I mean you could argue that the entirety of Marx's capital is describing exactly the way that capital is "misaligned" with human intentions. I'm sure Ian is very familiar with these concepts, he works in the tech industry. 

I think one useful thing to get from this framing of the occult, is that both Capital and AGI are real Gods in the sense of merely being real, Idols in the classical sense. They can (or could in the case of AGI) reward or punish you in the real world, and some people actually do worship them. But in many ways I feel that AGI will never be what the idol worshipers of AGI think it will. Reza Negrestani, for example, makes an argument that we need to think about AGI as a subject, and that intelligence can only really be developed through relationships with other agents which also defines the self. 

I've posted a bit on twitter how recent language models with their behavior of acting more like a kind of person, writing in their style, if we say they are that person. Like saying "You are a climate researcher, write a report on rising temperatures" or something will get you something closer to real scientific literature than just asking them to write the report. This phenomenon reminded by of the Althusserian concept of interpellation, where being called by someone else allows them to define us, and reshape us as a subject. I think that this kind of behavior may be what gets us out of the alignment problem, at least as much as humans are exempt from it. 

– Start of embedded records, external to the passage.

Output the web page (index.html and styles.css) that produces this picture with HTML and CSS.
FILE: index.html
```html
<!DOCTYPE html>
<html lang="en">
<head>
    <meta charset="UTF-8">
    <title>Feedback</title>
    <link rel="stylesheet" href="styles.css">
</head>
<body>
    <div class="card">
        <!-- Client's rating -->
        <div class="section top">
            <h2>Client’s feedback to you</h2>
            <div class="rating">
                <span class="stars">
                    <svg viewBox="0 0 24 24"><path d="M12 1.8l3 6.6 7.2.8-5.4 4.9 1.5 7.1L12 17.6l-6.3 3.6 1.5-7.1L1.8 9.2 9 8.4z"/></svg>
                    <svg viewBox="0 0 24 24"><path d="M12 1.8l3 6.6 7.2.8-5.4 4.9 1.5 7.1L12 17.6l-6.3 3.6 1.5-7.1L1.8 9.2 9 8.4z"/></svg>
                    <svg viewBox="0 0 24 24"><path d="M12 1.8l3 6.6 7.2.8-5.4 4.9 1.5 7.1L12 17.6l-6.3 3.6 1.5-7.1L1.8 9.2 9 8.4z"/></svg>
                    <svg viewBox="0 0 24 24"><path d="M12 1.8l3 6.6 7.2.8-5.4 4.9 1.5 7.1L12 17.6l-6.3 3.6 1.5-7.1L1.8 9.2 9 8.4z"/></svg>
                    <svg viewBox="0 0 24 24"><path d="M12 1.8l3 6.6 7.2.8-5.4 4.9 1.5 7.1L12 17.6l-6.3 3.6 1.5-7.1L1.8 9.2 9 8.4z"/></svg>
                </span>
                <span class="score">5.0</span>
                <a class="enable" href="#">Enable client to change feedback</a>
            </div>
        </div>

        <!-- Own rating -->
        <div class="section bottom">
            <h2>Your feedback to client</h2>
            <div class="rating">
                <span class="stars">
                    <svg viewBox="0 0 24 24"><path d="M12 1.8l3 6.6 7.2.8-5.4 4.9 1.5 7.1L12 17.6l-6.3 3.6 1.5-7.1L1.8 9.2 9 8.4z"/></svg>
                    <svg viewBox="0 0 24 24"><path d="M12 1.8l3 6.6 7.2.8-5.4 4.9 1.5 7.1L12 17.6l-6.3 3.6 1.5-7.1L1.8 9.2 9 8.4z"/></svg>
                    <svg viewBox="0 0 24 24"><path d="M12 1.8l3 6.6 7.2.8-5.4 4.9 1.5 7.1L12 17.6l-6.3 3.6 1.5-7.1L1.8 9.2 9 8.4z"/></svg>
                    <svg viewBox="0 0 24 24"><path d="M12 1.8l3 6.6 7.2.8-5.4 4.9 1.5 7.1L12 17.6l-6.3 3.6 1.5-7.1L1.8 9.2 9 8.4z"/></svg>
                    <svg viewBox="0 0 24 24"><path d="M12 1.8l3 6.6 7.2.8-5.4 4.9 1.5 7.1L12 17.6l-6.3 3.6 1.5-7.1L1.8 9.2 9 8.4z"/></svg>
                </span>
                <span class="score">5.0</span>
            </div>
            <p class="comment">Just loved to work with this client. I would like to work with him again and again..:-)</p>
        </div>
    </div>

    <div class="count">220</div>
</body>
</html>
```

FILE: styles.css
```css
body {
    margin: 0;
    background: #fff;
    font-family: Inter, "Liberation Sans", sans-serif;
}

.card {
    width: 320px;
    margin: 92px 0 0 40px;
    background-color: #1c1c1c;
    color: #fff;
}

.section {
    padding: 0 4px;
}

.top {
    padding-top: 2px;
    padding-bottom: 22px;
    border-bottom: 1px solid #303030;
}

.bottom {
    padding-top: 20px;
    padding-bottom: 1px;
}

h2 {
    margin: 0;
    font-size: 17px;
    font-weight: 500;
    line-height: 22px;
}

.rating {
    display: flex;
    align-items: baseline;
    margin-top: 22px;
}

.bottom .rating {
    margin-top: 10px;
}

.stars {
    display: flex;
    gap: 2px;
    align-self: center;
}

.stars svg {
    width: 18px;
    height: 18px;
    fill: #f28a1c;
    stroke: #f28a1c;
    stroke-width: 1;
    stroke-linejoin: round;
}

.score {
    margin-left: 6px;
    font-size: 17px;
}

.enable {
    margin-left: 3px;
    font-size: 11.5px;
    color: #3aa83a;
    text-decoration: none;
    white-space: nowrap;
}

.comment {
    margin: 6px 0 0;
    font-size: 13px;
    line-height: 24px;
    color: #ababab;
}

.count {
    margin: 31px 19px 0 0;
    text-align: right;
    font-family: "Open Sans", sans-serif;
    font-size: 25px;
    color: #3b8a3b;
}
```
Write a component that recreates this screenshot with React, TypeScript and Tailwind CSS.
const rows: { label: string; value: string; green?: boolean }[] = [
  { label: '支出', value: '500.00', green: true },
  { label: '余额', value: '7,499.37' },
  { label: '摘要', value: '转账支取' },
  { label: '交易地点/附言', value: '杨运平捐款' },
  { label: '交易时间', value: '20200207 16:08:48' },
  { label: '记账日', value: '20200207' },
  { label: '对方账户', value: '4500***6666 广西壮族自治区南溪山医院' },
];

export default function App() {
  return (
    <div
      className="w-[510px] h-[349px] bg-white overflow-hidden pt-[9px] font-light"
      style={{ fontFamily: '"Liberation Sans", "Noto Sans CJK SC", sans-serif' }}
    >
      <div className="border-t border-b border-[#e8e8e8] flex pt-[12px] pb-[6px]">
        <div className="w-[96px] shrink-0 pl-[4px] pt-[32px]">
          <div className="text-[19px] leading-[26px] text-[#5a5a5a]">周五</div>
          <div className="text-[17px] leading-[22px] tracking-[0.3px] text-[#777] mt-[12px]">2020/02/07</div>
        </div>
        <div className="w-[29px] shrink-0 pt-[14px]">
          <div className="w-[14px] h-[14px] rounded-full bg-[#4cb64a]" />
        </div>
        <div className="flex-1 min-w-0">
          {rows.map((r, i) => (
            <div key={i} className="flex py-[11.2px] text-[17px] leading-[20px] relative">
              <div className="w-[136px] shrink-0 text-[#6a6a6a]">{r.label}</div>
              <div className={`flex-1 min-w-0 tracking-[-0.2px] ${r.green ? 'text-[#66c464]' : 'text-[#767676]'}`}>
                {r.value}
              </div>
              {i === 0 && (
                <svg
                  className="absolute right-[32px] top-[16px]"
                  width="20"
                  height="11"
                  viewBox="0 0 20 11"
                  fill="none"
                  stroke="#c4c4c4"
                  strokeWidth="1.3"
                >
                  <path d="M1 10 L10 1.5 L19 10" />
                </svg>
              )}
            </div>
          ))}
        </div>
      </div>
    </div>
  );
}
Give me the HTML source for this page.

An AGI which really acted like a paperclip maximizer wouldn't be that intelligent by most definitions, and it certainly wouldn't be self conscious. 

But systemic forces going behind people's backs, while bad if it's meddling in your life, can be used for progressive purposes.

 

@thardin The AI safety "field" is mostly computer woo in my view, and the entire framing of "misalignment" applied to capital implies that there is some "correctly" aligned form of capitalism. I also wouldn't call capital misaligned, at least from the point of view of the capitalist class.

I actually think this is incorrect. One of the big points for Marx in Capital was how capital produced results counter to the interests to the capitalist class in the form of lower profit rates, greater consolidation decreasing the size of the capitalist class. Capital's ability to destroy all existing social formations would eventually extend to the capitalist class itself, and that was the big hope for Marx. 

Capital, like AGI, or even the Sate, can lead to unexpected results through their systemic logic, but this isn't because they are all alien powers beyond our control. We can have impacts on all these things, quite concretely as individuals and groups of individuals, we are active agents, but their historical evolution cannot be fully grasped until we them through to the end. 

Capitalists have actually succeeded, after all, of putting their interests before the systemic logic of capital. Something I've elaborated on here:

Small Business’s Class War Could Finish Off American Dynamism (palladiummag.com)

To Hell With The American Gentry - Cosmonaut (cosmonautmag.com)

And if it's possible for the capitalist class, it's also possible for other historical actors.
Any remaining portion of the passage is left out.